# A Probabilistic Proof of Stirling’s Formula

### What is Stirling’s formula?

It is familiar that the quantity $n!$ grows very quickly with $n$. Stirling’s formula gives an approximate value of $n!$ which can be computed more easily and is quite accurate even for small values of $n$. The formula states that

$\displaystyle n!\sim \sqrt{2\pi} e^{-n} n^{n+1/2},$

where $a_n \sim b_n$ denotes that $\displaystyle \lim_{n\to\infty} a_n/b_n = 1.$

Here I am going to discuss a probabilistic proof of Stirling’s formula. The proof is originally due to Rasul A. Khan [2].

### Setup of the probabilistic proof

Let $X_1, X_2, \dots$ be i.i.d. (independent and identically distributed) observations from the standard exponential distribution which has mean and variance both equal to $1.$ Define $S_n = \sum_{i=1}^n X_i,$ for $n\geq 1$. It is well known that $S_n$ follows $\text{Gamma}(n, 1)$ distribution, which has the density $\displaystyle \frac{e^{-x}x^{n-1}}{(n-1)!},\ x>0$. We can standardize $S_n$ and define $\displaystyle Z_n = \frac{S_n - n}{\sqrt{n}}$. Then by the standard Central Limit Theorem (CLT) we have $Z_n \stackrel{d}{\rightarrow} Z$ as $n\to\infty,$ where $Z\sim N(0, 1).$ Here $\stackrel{d}{\rightarrow}$ denotes convergence in distribution.
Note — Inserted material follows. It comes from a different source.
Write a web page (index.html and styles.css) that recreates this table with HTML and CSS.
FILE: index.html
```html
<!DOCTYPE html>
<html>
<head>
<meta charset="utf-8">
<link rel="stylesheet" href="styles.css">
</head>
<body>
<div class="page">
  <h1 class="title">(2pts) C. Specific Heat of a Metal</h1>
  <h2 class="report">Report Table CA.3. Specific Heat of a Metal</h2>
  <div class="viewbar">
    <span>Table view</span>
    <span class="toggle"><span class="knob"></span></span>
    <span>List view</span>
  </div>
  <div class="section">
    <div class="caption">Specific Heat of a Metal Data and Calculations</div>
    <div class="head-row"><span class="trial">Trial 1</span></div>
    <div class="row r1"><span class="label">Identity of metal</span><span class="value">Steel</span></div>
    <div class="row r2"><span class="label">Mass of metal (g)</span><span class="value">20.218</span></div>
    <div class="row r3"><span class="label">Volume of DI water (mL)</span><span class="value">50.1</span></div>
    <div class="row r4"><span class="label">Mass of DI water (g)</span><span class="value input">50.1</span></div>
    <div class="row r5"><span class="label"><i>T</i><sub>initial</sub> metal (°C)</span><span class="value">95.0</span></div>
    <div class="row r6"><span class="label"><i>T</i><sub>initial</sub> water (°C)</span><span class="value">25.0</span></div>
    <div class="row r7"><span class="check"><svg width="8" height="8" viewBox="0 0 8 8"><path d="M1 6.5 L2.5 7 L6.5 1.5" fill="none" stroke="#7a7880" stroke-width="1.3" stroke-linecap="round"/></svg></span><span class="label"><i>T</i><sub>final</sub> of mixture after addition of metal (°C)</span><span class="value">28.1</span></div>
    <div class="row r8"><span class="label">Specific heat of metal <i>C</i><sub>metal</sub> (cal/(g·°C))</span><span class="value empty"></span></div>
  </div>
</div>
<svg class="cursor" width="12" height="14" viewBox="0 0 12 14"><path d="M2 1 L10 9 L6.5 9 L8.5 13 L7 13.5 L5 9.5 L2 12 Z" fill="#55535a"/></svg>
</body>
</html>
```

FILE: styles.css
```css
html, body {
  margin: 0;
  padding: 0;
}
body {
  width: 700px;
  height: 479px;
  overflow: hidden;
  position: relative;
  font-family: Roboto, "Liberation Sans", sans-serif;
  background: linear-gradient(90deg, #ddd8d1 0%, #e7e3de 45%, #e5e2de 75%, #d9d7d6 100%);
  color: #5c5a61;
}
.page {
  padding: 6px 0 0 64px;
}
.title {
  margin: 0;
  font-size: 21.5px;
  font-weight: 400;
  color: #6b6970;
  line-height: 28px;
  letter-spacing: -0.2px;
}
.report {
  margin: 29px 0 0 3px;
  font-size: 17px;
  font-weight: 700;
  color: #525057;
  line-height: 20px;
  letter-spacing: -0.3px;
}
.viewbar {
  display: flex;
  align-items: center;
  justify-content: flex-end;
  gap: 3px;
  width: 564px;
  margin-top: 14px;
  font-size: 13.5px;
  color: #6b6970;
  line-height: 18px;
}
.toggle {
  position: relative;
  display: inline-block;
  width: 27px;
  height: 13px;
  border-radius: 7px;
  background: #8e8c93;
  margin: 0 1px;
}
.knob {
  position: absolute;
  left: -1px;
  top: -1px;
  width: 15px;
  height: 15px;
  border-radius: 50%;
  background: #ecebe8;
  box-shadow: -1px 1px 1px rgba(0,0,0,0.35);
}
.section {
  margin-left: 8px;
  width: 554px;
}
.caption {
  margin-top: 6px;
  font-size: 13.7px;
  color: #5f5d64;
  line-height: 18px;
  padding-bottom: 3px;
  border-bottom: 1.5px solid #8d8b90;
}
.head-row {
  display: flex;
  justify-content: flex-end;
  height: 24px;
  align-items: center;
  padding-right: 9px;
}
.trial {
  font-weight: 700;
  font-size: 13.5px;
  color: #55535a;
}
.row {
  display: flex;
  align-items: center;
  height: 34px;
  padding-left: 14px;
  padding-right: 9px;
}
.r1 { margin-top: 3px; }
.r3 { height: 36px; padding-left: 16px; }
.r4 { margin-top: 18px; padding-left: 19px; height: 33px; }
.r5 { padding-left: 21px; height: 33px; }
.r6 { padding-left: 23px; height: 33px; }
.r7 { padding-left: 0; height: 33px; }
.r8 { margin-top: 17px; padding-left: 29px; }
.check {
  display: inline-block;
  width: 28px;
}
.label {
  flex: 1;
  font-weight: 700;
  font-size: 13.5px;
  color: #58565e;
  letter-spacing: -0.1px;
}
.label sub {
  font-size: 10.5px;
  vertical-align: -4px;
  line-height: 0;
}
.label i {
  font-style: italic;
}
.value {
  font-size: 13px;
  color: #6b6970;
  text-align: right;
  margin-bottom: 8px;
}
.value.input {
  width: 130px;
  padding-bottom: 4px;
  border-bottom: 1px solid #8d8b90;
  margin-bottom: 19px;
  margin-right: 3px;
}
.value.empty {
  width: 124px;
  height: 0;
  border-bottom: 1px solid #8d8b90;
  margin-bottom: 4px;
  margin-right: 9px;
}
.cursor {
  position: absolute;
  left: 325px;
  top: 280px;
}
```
### Connection with Stirling’s formula?

Suprizingly enough, the expected value of $|Z_n|$ relates to the Stirling’s formula. Let us do the calculation ourselves. First note that $\displaystyle E|Z_n| = E\left|\frac{S_n-n}{\sqrt{n}}\right|=\int_{0}^\infty \left|\frac{x-n}{\sqrt{n}}\right|\frac{e^{-x}x^{n-1}}{(n-1)!}dx.$ Substituting $u = x/n,$ it becomes

$\displaystyle \frac{n^{n+1/2}}{(n-1)!}\int_{0}^\infty \left|u-1\right|e^{-nu}u^{n-1}du.$

Keep aside the constant factor and split the last integral in two parts:

$\displaystyle \int_{0}^1 (1-u)e^{-nu}u^{n-1}du+\int_{1}^\infty (u-1)e^{-nu}u^{n-1}du.$

Now integrating by parts, we get

$\displaystyle \int_0^1 u^{n-1}e^{-nu}du = e^{-nu}\frac{u^n}{n}\Big|_0^1 +\int_0^1 u^n e^{-nu}du$

and

$\displaystyle \int_1^\infty u^{n-1}e^{-nu}du = e^{-nu}\frac{u^n}{n}\Big|_1^\infty +\int_1^\infty u^n e^{-nu}du.$

Observe how it drastically simplifies the required integral and gives

$\displaystyle E|Z_n| = \frac{n^{n+1/2}}{(n-1)!}\left( e^{-nu}\frac{u^n}{n}\Big|_0^1 - e^{-nu}\frac{u^n}{n}\Big|_1^\infty\right) = \frac{2e^{-n}n^{n+1/2}}{n!}.$

On the other hand,

$\displaystyle E|Z| = \int_{-\infty}^{\infty} \frac{1}{\sqrt{2\pi}}|x|e^{-x^2/2}dx = \sqrt{\frac{2}{\pi}}$ (check!).

Since $Z_n \stackrel{d}{\rightarrow} Z,$ it is no surprize that $E|Z_n| \rightarrow E|Z|,$ which gives us nothing but the Stirling’s formula.

### Are we done yet?

We wrote above that $Z_n \stackrel{d}{\rightarrow} Z$ implies $E|Z_n| \rightarrow E|Z|,$ which actually does not hold in general. However, in this case we are fortunate, because we can apply the following result [1]:

Result: If $Z_n \stackrel{d}{\rightarrow} Z$ as $n\to\infty,$ and if $\sup_{n\ge 1} E(Z_n^2) <\infty,$ then we can conclude that $E(Z_n) \rightarrow E(Z)$ as $n\to\infty.$

Note that in our case $Z_n$ is the standardized $S_n,$ so $E(Z_n^2) = 1$ for every $n\ge 1.$ Hence applying the above result to $|Z_n|$ we are through. A proof of the above result can be found here.

### References

1. Billingsley, Patrick. Probability and measure. John Wiley & Sons, 2008.
2. Khan, Rasul A. “A probabilistic proof of Stirling’s formula.” The American Mathematical Monthly 81.4 (1974): 366-369.